Les pourvois sont joints en raison de la connexité.
Des mémoires ont été produits, en demande et en défense.
Sur le rapport de Mme Bloch, conseiller référendaire, les observations de Me Descorps-Declère, avocat de MM. [M] [W], [F] [A], [D] [E], [K] [V], les observations de la SCP Foussard et Froger, avocat de l'Etat français, la direction générale des finances publiques et la direction régionale des finances publiques du département du Bas-Rhin, et les conclusions de M. Crocq, avocat général, après débats en l'audience publique du 5 mars 2025 où étaient présents M. Bonnal, président, Mme Bloch, conseiller rapporteur, Mme de la Lance, conseiller de la chambre, et Mme Lavaud, greffier de chambre,
la chambre criminelle de la Cour de cassation, composée en application de l'article 567-1-1 du code de procédure pénale, des président et conseillers précités, après en avoir délibéré conformément à la loi, a rendu le présent arrêt.
Faits et procédure
1. Il résulte de l'arrêt attaqué et des pièces de procédure ce qui suit.
2. Le 22 avril 2011, l'administration fiscale a dénoncé au procureur de la République une fraude à la TVA intracommunautaire.
3. Des véhicules d'occasion étaient acquis hors taxes auprès de négociants allemands par des sociétés facturières espagnoles, qui les revendaient ensuite à des acheteurs professionnels français. Ces derniers procédaient à une déclaration fiscale de la TVA éventuellement due au titre de cet achat, par le certificat visé par l'article 298 sexies du code général des impôts.
4. Les juges du premier degré ont condamné, des chefs d'escroquerie en bande organisée et fraude fiscale, M. [M] [W] à quatre ans d'emprisonnement dont deux ans avec sursis, dix ans d'interdiction de gérer et une confiscation, et du chef d'escroquerie en bande organisée M. [J] [G] à quatre ans d'emprisonnement dont deux ans avec sursis et dix ans d'interdiction de gérer, M. [P] [C] à deux ans d'emprisonnement dont un an avec sursis, cinq ans d'interdiction de gérer et une confiscation, M. [D] [E] à deux ans d'emprisonnement dont un an avec sursis, sept ans d'interdiction de gérer et une confiscation, M. [F] [A] à dix-huit mois d'emprisonnement avec sursis et une confiscation et M. [K] [V] à un an d'emprisonnement avec sursis.

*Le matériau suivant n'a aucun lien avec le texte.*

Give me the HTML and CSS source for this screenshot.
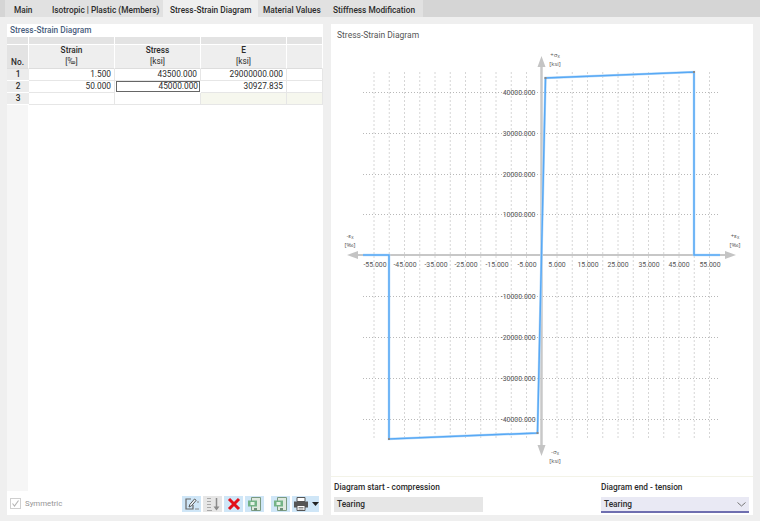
FILE: index.html
```html
<!DOCTYPE html>
<html lang="en">
<head>
    <meta charset="UTF-8">
    <title>Stress-Strain Diagram</title>
    <link rel="stylesheet" href="styles.css">
</head>
<body>
    <div class="tabs">
        <div class="tab tab-main">Main</div>
        <div class="tab tab-iso">Isotropic | Plastic (Members)</div>
        <div class="tab tab-diagram active">Stress-Strain Diagram</div>
        <div class="tab tab-values">Material Values</div>
        <div class="tab tab-stiff">Stiffness Modification</div>
    </div>

    <div class="content">
        <div class="panel left-panel">
            <div class="panel-title">Stress-Strain Diagram</div>
            <div class="grid">
                <div class="strip"></div><div class="strip"></div><div class="strip"></div><div class="strip"></div><div class="strip"></div>

                <div class="head no-head">No.</div>
                <div class="head"><span>Strain</span><span>[‰]</span></div>
                <div class="head"><span>Stress</span><span>[ksi]</span></div>
                <div class="head"><span>E</span><span>[ksi]</span></div>
                <div class="head"></div>

                <div class="no">1</div>
                <div class="cell">1.500</div>
                <div class="cell">43500.000</div>
                <div class="cell">29000000.000</div>
                <div class="cell"></div>

                <div class="no">2</div>
                <div class="cell">50.000</div>
                <div class="cell selected">45000.000</div>
                <div class="cell">30927.835</div>
                <div class="cell"></div>

                <div class="no">3</div>
                <div class="cell"></div>
                <div class="cell"></div>
                <div class="cell locked"></div>
                <div class="cell locked"></div>
            </div>
            <div class="no-rest"></div>
            <div class="footer">
                <label class="symmetric"><span class="checkbox"><svg width="9" height="9" viewBox="0 0 9 9"><path d="M1.500 4.500l2 2.500L7.500 1.500" fill="none" stroke="#b5b5b5" stroke-width="1.100"/></svg></span>Symmetric</label>
                <div class="tools">
                    <div class="tool"><svg width="16" height="16" viewBox="0 0 16 16"><path d="M7 3H2v10h7V9" fill="none" stroke="#666" stroke-width="1.200"/><path d="M5 11l.8-2.500L10.500 3l1.700 1.300-4.700 5.500z" fill="#eef6fc" stroke="#555"/><path d="M11 13h4M13 6h2" stroke="#888"/></svg></div>
                    <div class="tool off"><svg width="16" height="16" viewBox="0 0 16 16"><path d="M2 2.500h4M2 5.500h4M2 8.500h4M2 11.500h4M2 14.500h5" stroke="#a8a8a8" stroke-width="1.100"/><path d="M11.500 2v11" stroke="#8a8a8a" stroke-width="1.500"/><path d="M8.500 10.500l3 4 3-4z" fill="#8a8a8a"/></svg></div>
                    <div class="tool"><svg width="16" height="16" viewBox="0 0 16 16"><path d="M3 3l10 10M13 3L3 13" stroke="#e2101a" stroke-width="3"/></svg></div>
                    <div class="tool"><svg width="16" height="16" viewBox="0 0 16 16"><path d="M4.500 1.500h9v13h-9z" fill="#dfe9df" stroke="#7a9a80"/><path d="M1 4.500h9v6H1z" fill="#74b386"/><path d="M3.500 6h4v3h-4z" fill="#e4f2e6"/><path d="M7 12h3v2.500H7z" fill="#6f8f78"/></svg></div>
                    <div class="tool gap"><svg width="16" height="16" viewBox="0 0 16 16"><path d="M4.500 1.500h9v13h-9z" fill="#dfe9df" stroke="#7a9a80"/><path d="M1 4.500h9v6H1z" fill="#74b386"/><path d="M3.500 6h4v3h-4z" fill="#e4f2e6"/><path d="M7 12h3v2.500H7z" fill="#6f8f78"/></svg></div>
                    <div class="tool wide"><svg width="16" height="16" viewBox="0 0 16 16"><path d="M4 1.500h8v4H4z" fill="#fff" stroke="#555"/><path d="M1 5.500h14v6H1z" fill="#555"/><path d="M4 9.500h8v5H4z" fill="#fff" stroke="#555"/><path d="M5.500 11.500h5M5.500 13h5" stroke="#888"/></svg><svg class="caret" width="7" height="4" viewBox="0 0 7 4"><path d="M0 0h7L3.500 4z" fill="#222"/></svg></div>
                </div>
            </div>
        </div>

        <div class="right-col">
            <div class="panel chart-panel">
                <div class="chart-title">Stress-Strain Diagram</div>
                <svg class="chart" width="422" height="452" viewBox="331 24 422 452">
                    <g class="grid-v">
                        <path d="M374 72V440M389.250 72V440M404.500 72V440M419.750 72V440M435 72V440M450.250 72V440M465.500 72V440M480.750 72V440M496 72V440M511.250 72V440M526.500 72V440M557 72V440M572.250 72V440M587.500 72V440M602.750 72V440M618 72V440M633.250 72V440M648.500 72V440M663.750 72V440M679 72V440M694.250 72V440M709.500 72V440"/>
                    </g>
                    <g class="grid-h">
                        <path d="M363 92.500H720M363 133.500H720M363 174.500H720M363 214.500H720M363 296.500H720M363 337.500H720M363 378.500H720M363 419.500H720"/>
                    </g>
                    <g class="axis">
                        <path d="M541.500 64V448"/>
                        <path class="axis-thin" d="M356 255H727"/>
                        <path class="head-fill" d="M541.500 56l-4 11h8zM541.500 456l-4-11h8zM347 255l11-4v8zM736 255l-11-4v8z"/>
                    </g>
                    <path class="curve-glow" d="M363 255H389V439L537.500 433L545.500 78L694 72V255H720"/>
                    <path class="curve" d="M363 255H389V439L537.500 433L545.500 78L694 72V255H720"/>
                    <path class="vertex" d="M388 438h2v2h-2zM536.500 432h2v2h-2zM544.500 77h2v2h-2zM693 71h2v2h-2z"/>
                    <g class="ticks-x">
                        <text x="375" y="267">-55.000</text>
                        <text x="405" y="267">-45.000</text>
                        <text x="436" y="267">-35.000</text>
                        <text x="466" y="267">-25.000</text>
                        <text x="497" y="267">-15.000</text>
                        <text x="527" y="267">-5.000</text>
                        <text x="557" y="267">5.000</text>
                        <text x="588" y="267">15.000</text>
                        <text x="618" y="267">25.000</text>
                        <text x="649" y="267">35.000</text>
                        <text x="679" y="267">45.000</text>
                        <text x="710" y="267">55.000</text>
                    </g>
                    <g class="ticks-y">
                        <text x="535.500" y="95">40000.000</text>
                        <text x="535.500" y="136">30000.000</text>
                        <text x="535.500" y="177">20000.000</text>
                        <text x="535.500" y="217">10000.000</text>
                        <text x="535.500" y="299">-10000.000</text>
                        <text x="535.500" y="340">-20000.000</text>
                        <text x="535.500" y="381">-30000.000</text>
                        <text x="535.500" y="422">-40000.000</text>
                    </g>
                    <g class="axis-labels">
                        <text x="555" y="57">+σ<tspan class="sub" dy="1">x</tspan></text>
                        <text x="555" y="66">[ksi]</text>
                        <text x="555" y="454">-σ<tspan class="sub" dy="1">x</tspan></text>
                        <text x="555" y="463">[ksi]</text>
                        <text x="350" y="238">-ε<tspan class="sub" dy="1">x</tspan></text>
                        <text x="350" y="247">[‰]</text>
                        <text x="735" y="238">+ε<tspan class="sub" dy="1">x</tspan></text>
                        <text x="735" y="247">[‰]</text>
                    </g>
                </svg>
            </div>
            <div class="panel ends">
                <div class="end-field">
                    <div class="end-label">Diagram start - compression</div>
                    <div class="end-value">Tearing</div>
                </div>
                <div class="end-field end-right">
                    <div class="end-label">Diagram end - tension</div>
                    <div class="end-value select">Tearing<svg width="9" height="5" viewBox="0 0 9 5"><path d="M.5.500l4 3.500 4-3.500" fill="none" stroke="#777"/></svg></div>
                </div>
            </div>
        </div>
    </div>
</body>
</html>
```

FILE: styles.css
```css
* {
    box-sizing: border-box;
}

body {
    margin: 0;
    width: 760px;
    height: 521px;
    overflow: hidden;
    background-color: #efefef;
    color: #2b2b2b;
    font-family: Roboto, "Noto Sans", sans-serif;
    font-size: 8.3px;
}

.tabs {
    display: flex;
    height: 17px;
    background-color: #d5d5d5;
    padding-left: 5px;
}

.tab {
    height: 17px;
    padding-top: 3px;
    line-height: 14px;
    white-space: nowrap;
    background-color: #e1e1e1;
    font-weight: 500;
}

.tab-main {
    width: 42px;
    padding-left: 9px;
}

.tab-iso {
    width: 116px;
    padding-left: 5px;
}

.tab-diagram {
    width: 95px;
    padding-left: 7px;
}

.tab-values {
    width: 70px;
    padding-left: 5px;
}

.tab-stiff {
    width: 95px;
    padding-left: 5px;
}

.tab.active {
    background-color: #efefef;
    height: 24px;
}

.content {
    display: flex;
    gap: 8px;
    padding: 7px 7px 6px 7px;
    height: 504px;
}

.panel {
    background-color: #fff;
}

.left-panel {
    width: 316px;
    display: flex;
    flex-direction: column;
}

.panel-title {
    height: 13px;
    padding-left: 3px;
    line-height: 13px;
    color: #49607e;
    font-weight: 500;
}

.grid {
    display: grid;
    grid-template-columns: 22px 86px 86px 86px 36px;
    grid-template-rows: 8px 24px 12px 12px 12px;
}

.strip {
    background-color: #e3e3e3;
    border-right: 1px solid #fff;
    margin-bottom: 1px;
}

.head {
    background-color: #eeeeee;
    border-right: 1px solid #fff;
    border-bottom: 1px solid #ddd;
    display: flex;
    flex-direction: column;
    align-items: center;
    line-height: 11px;
    font-weight: 500;
}

.head span + span {
    font-weight: 400;
}

.no-head {
    justify-content: flex-end;
    background-color: #e3e3e3;
}

.no {
    background-color: #ececec;
    text-align: center;
    line-height: 11px;
    border-bottom: 1px solid #fff;
    font-weight: 500;
}

.cell {
    text-align: right;
    padding-right: 3px;
    line-height: 11px;
    border-right: 1px solid #e6e6e6;
    border-bottom: 1px solid #e6e6e6;
}

.cell.selected {
    border: 1px solid #666;
    margin: 0 1px 1px 1px;
    line-height: 9px;
    padding-right: 1px;
}

.cell.locked {
    background-color: #f6f7ee;
}

.no-rest {
    width: 21px;
    flex: 1;
    background-color: #f6f6f6;
}

.footer {
    height: 24px;
    display: flex;
    align-items: center;
    justify-content: space-between;
    padding: 1px 4px 0 3px;
}

.symmetric {
    display: flex;
    align-items: center;
    gap: 4px;
    color: #959595;
    font-size: 7.8px;
}

.checkbox {
    width: 11px;
    height: 11px;
    border: 1px solid #cfcfcf;
    display: flex;
    align-items: center;
    justify-content: center;
}

.tools {
    display: flex;
    gap: 2px;
}

.tool {
    width: 19px;
    height: 16px;
    background-color: #cfe6f7;
    display: flex;
    align-items: center;
    justify-content: center;
}

.tool.off {
    background-color: #e6e6e6;
}

.tool.gap {
    margin-left: 5px;
}

.tool.wide {
    width: 27px;
    gap: 3px;
    justify-content: flex-start;
    padding-left: 1px;
}

.right-col {
    width: 422px;
    display: flex;
    flex-direction: column;
}

.chart-panel {
    height: 453px;
    position: relative;
    border-bottom: 1px solid #f3f3e8;
}

.chart-title {
    position: absolute;
    top: 6px;
    left: 6px;
    color: #555;
    font-size: 8.5px;
}

.chart {
    display: block;
}

.grid-v path {
    fill: none;
    stroke: #d6d6d6;
    stroke-width: 1;
    stroke-dasharray: 2 2;
}

.grid-h path {
    fill: none;
    stroke: #b8b8b8;
    stroke-width: 1;
    stroke-dasharray: 1 2;
}

.axis path {
    fill: none;
    stroke: #c8c8c8;
    stroke-width: 2.500;
}

.axis .axis-thin {
    stroke: #b4b4b4;
    stroke-width: 1.500;
}

.axis .head-fill {
    fill: #c4c4c4;
    stroke: none;
}

.curve {
    fill: none;
    stroke: #58a9f5;
    stroke-width: 1.500;
}

.curve-glow {
    fill: none;
    stroke: #bcdcf9;
    stroke-width: 2.500;
}

.vertex {
    fill: #8a8a8a;
}

.chart text {
    font-family: Roboto, "Noto Sans", sans-serif;
    font-size: 6.900px;
    fill: #555;
}

.ticks-x text {
    text-anchor: middle;
}

.ticks-y text {
    text-anchor: end;
}

.chart .axis-labels text {
    font-family: "Open Sans", "Noto Sans", sans-serif;
    font-size: 6px;
    text-anchor: middle;
}

.chart .axis-labels .sub {
    font-size: 4.500px;
}

.ends {
    height: 38px;
    display: flex;
    justify-content: space-between;
    padding: 4px 4px 0 3px;
}

.end-field {
    width: 149px;
}

.end-right {
    width: 148px;
}

.end-label {
    line-height: 13px;
    margin-bottom: 3px;
    font-weight: 500;
}

.end-value {
    height: 15px;
    line-height: 15px;
    background-color: #e6e6e6;
    padding-left: 3px;
    font-weight: 500;
}

.end-value.select {
    height: 16px;
    display: flex;
    justify-content: space-between;
    align-items: center;
    background-color: #e9e9f4;
    border-bottom: 2px solid #6f6fb0;
    padding-right: 3px;
}
```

5. Les prévenus ont relevé appel de cette décision.
Déchéance des pourvois formés par MM. [G] et [C]
6. MM. [G] et [C] n'ont pas déposé dans le délai légal, personnellement ou par leur avocat, un mémoire exposant leurs moyens de cassation. Il y a lieu, en conséquence, de les déclarer déchus de leur pourvoi par application de l'article 590-1 du code de procédure pénale.
Examen des moyens
Sur les premiers moyens, les seconds moyens, pris en leurs premières, deuxièmes, troisièmes et quatrièmes branches, proposés pour MM. [A], [W], [E] et [V] et le second moyen, pris en sa cinquième branche, proposé pour M. [W]
7. Les griefs ne sont pas de nature à permettre l'admission du pourvoi au sens de l'article 567-1-1 du code de procédure pénale.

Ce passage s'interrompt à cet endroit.